Monday, January 30, 2012

The Open Boat

This story focuses on the many realizations that pass through men in that situation.  By very slow degrees, as readers we witness their initial hope for aid and hospitality, then the indifference nature has for their situation/existence, finally their realization that their efforts may well be futile and must accept as best as they can what comes to happen. The phrase, "If I am going to be drowned--if I am going to be drowned--if I am going to be drowned, why, in the name of the seven mad gods who rule the sea, was I allowed to come thus far and contemplate sand and trees? Was I brought here merely to have my nose dragged away as I was about to nibble the sacred cheese of life?" (756), encompasses the heart of this story.  It is a continual hope that every man's existence is relevant to the balance of the world.  In the end though, death looms so heavily on their minds that a sense of reconciliation is forced upon them as to their situation.  


P.S.  I am not sure I understand what the titles "correspondent" and "oiler" mean, or the dimensions of the ship.  

The Yellow Wallpaper

Ok, so I realized way too late (as in I had read the whole story by that point) there was an explanation at the beginning about the story, however, I think I will go ahead and write from my perspective.  During her first description of the situation, I believed everything she said: the nerves, her vacation, the way her husband did not take her seriously...I believed it.  What made it most believable was her description of her "nervousness" being linked to "histeria" or "histerics" which many men believed to be a "woman thing." All of this convinced me until she began to describe the bedroom.  Weirdly enough, it was not the barred windows, or the holes in the wall, the gashes in the paper, that caught my attention.  It was the bolted bed.  I can believe a nursery would have had all sorts of wounds inflicted by children and that the windows would be barred seeing as they are on the second floor, but a bolted bed? This clued me into her situation.  From then on her obsession with the wallpaper and the woman she saw in the paper all were supporting my belief that she was under someone's care and dwelt in a world mostly of her making.  The final piece of information that confirmed my suspicions was the following, "I always lock the door when I creep by daylight.  I can't do it at night, for I know John would suspect something at once."  First of all, she was telling me about the woman who creeps and now she has admitted she creeps! She is the woman, and she speaks of suspicion.  Of what? So she knows John and Jennie are watching her because she creeps. However, why did he faint in the end?  The truth is, I am not really sure what creeping looks like, but it sounded like it would have made me faint too. 

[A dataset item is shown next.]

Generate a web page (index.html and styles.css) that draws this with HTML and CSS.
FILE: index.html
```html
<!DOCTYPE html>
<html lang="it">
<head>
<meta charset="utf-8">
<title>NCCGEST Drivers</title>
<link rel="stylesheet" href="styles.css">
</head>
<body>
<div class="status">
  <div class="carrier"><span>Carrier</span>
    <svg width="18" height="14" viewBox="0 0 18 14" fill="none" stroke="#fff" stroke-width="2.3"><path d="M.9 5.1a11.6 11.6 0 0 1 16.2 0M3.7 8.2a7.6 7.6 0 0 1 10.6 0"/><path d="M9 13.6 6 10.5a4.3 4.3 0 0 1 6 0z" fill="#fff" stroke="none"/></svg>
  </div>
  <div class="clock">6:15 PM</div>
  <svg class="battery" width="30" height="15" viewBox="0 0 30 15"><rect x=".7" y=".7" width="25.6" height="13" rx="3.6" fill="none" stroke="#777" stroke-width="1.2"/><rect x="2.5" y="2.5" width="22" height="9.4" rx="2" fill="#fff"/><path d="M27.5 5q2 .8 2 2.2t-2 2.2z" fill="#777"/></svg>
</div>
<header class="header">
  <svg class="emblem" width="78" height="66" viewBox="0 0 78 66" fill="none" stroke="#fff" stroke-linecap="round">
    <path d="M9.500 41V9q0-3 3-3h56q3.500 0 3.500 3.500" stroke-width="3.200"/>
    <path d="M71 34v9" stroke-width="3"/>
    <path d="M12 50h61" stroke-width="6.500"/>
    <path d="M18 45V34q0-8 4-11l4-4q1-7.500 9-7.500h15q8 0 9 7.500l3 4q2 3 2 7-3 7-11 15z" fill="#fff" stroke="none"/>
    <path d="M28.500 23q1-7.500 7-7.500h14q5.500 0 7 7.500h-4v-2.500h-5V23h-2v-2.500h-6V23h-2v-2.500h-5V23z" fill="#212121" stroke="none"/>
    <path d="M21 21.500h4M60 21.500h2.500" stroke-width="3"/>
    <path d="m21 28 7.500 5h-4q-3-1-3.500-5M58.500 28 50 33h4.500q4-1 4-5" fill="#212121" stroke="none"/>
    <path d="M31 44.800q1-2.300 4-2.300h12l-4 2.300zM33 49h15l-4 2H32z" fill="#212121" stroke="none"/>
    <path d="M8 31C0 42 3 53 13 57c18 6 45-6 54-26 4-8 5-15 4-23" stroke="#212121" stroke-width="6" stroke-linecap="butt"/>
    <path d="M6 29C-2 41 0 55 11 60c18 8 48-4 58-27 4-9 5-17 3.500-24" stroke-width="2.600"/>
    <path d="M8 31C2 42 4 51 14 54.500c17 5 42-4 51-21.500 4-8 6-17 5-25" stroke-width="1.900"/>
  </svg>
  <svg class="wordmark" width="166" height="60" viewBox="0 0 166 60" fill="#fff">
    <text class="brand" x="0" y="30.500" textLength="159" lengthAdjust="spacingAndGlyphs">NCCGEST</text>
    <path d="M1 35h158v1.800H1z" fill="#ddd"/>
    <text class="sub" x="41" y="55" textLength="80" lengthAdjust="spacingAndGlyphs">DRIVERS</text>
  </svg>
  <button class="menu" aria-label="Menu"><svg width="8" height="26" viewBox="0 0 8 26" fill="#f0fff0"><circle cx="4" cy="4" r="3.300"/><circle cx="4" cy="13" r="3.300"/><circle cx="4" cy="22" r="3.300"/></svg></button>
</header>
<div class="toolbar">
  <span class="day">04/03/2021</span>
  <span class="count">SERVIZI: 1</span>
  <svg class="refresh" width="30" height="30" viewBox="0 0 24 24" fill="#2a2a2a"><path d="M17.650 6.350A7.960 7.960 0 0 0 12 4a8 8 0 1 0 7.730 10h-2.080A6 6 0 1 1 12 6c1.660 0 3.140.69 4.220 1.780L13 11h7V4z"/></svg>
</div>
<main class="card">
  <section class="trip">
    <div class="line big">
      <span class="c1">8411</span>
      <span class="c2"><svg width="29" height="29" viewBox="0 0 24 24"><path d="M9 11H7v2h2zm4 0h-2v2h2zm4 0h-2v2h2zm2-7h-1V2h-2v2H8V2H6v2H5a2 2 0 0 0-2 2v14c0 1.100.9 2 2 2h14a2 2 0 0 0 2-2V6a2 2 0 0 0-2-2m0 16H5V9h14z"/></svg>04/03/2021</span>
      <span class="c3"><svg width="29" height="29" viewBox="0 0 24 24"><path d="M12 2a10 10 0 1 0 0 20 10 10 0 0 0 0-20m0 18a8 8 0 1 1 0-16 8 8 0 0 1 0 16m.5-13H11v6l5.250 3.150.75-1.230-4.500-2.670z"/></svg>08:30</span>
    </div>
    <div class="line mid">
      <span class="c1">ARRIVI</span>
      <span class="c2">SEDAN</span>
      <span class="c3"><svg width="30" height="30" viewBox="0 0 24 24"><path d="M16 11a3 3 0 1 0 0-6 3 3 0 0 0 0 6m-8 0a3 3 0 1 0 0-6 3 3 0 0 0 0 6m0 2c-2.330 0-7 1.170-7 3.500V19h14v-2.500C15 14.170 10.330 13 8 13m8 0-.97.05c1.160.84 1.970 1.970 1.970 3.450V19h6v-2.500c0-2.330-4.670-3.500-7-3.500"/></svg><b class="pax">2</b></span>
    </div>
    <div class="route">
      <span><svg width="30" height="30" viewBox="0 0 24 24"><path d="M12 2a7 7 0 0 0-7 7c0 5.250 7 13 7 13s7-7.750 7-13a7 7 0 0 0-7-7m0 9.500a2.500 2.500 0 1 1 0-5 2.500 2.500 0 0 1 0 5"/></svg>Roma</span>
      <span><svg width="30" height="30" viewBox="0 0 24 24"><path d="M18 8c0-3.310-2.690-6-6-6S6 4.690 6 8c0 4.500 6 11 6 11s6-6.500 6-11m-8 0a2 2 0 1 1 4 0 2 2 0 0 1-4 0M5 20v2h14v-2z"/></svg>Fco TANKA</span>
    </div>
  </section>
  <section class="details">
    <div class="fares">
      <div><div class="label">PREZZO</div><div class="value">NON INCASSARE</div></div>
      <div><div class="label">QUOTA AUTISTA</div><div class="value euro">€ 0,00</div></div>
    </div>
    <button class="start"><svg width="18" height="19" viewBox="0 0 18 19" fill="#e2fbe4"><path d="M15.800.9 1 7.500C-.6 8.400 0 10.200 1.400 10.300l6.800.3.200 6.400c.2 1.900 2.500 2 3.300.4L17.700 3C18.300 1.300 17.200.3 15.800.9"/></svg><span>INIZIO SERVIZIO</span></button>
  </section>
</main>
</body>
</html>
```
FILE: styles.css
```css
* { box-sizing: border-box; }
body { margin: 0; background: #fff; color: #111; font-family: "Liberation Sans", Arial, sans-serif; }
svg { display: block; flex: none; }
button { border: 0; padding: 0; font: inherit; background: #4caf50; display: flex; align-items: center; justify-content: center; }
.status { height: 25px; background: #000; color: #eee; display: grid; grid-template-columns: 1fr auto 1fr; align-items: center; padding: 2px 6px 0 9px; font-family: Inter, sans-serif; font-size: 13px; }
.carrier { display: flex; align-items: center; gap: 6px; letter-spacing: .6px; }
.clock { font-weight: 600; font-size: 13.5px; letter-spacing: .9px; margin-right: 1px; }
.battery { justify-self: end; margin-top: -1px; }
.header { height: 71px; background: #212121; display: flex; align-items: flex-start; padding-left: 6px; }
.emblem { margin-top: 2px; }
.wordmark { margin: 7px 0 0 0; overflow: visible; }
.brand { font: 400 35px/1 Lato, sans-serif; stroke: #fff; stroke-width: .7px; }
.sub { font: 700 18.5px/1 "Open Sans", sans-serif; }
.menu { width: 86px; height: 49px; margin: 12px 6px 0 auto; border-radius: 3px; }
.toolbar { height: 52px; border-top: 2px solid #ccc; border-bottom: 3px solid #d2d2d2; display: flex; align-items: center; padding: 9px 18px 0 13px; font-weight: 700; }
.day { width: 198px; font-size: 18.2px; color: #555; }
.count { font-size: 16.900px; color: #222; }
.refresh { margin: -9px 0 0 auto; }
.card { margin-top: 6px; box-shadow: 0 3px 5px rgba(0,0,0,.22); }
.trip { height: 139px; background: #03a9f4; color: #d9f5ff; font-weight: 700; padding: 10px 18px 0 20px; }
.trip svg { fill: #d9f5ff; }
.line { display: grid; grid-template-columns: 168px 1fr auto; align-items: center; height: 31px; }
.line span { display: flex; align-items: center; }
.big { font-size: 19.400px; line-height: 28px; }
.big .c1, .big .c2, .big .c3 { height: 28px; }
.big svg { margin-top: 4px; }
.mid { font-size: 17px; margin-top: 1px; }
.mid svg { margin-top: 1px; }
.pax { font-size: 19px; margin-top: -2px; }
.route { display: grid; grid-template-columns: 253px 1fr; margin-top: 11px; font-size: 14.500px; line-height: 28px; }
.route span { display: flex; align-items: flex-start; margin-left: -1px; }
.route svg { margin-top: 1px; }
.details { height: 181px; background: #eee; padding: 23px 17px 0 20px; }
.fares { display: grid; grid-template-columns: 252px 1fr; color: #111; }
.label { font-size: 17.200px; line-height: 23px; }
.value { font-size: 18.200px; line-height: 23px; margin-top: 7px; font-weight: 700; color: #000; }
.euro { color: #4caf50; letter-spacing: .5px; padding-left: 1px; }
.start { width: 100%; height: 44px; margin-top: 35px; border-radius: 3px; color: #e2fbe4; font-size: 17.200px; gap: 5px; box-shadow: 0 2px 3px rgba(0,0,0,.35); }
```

Wednesday, January 25, 2012

The Passing of Grandison

I found the first part of the story, the "preliminary facts" (640), to be a form of sarcasm towards Dick Owens seeing as the author points out it was, "the most remarkable thing he accomplished before he was twenty-five" (641).  At the end of the story, I was left surprised however, I did not feel like Dick Owens had accomplished something absolutely incredible. For example, did this effort change his views on slavery and would he act on them? Did he really do this for Charity or out of the mere concept that he got what he wanted because of his economical and social position? Because the author does point out, "When asked why he never did anything serious, Dick would good-naturedly reply, with a well-modulated drawl, that he didn't have to. His father was rich...Wealth or social position he did not seek, for he was born with both" (640 bottom).  Therefore, I have a hard time believing Dick Owens deserves all the credit (he does deserve some, I suppose) for the act of freeing Grandison.

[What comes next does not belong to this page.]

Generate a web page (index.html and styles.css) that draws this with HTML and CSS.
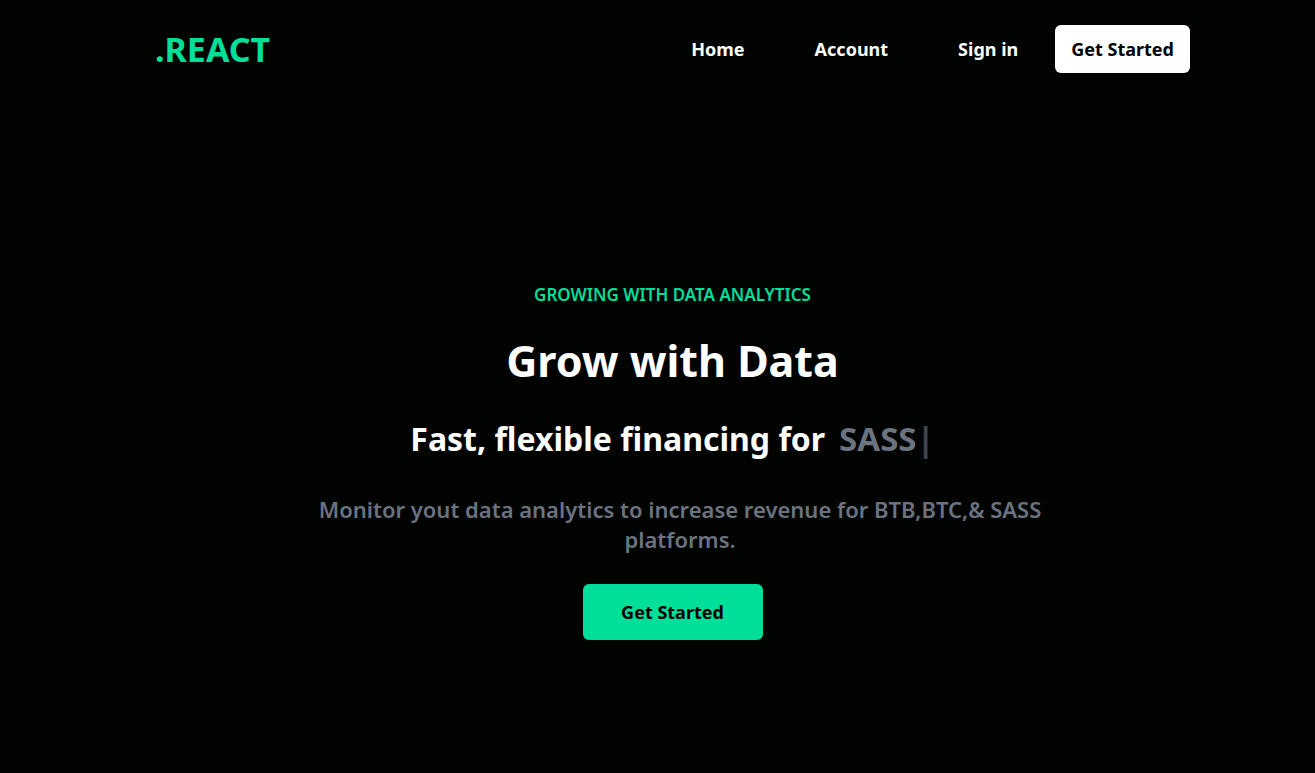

 I also wished to point out some of Charity Lomax's characteristics that made her comparable to Editha.  Early in the story we find out she is in some way connected with Dick, but I was surprised to find out that he had courted her for over a year and she did not really take him seriously at all. Moreover, her demand, " 'I'll never love you, Dick Owens, until you have done something.  When that time comes, I'll think about it.' " This statement is actually said by Charity directly to Dick where Editha thought this very idea,"She had always supposed that the man who won her would have done something to win her" (372),  and did not say it directly to George even though she implied it in as many ways as he possibly could.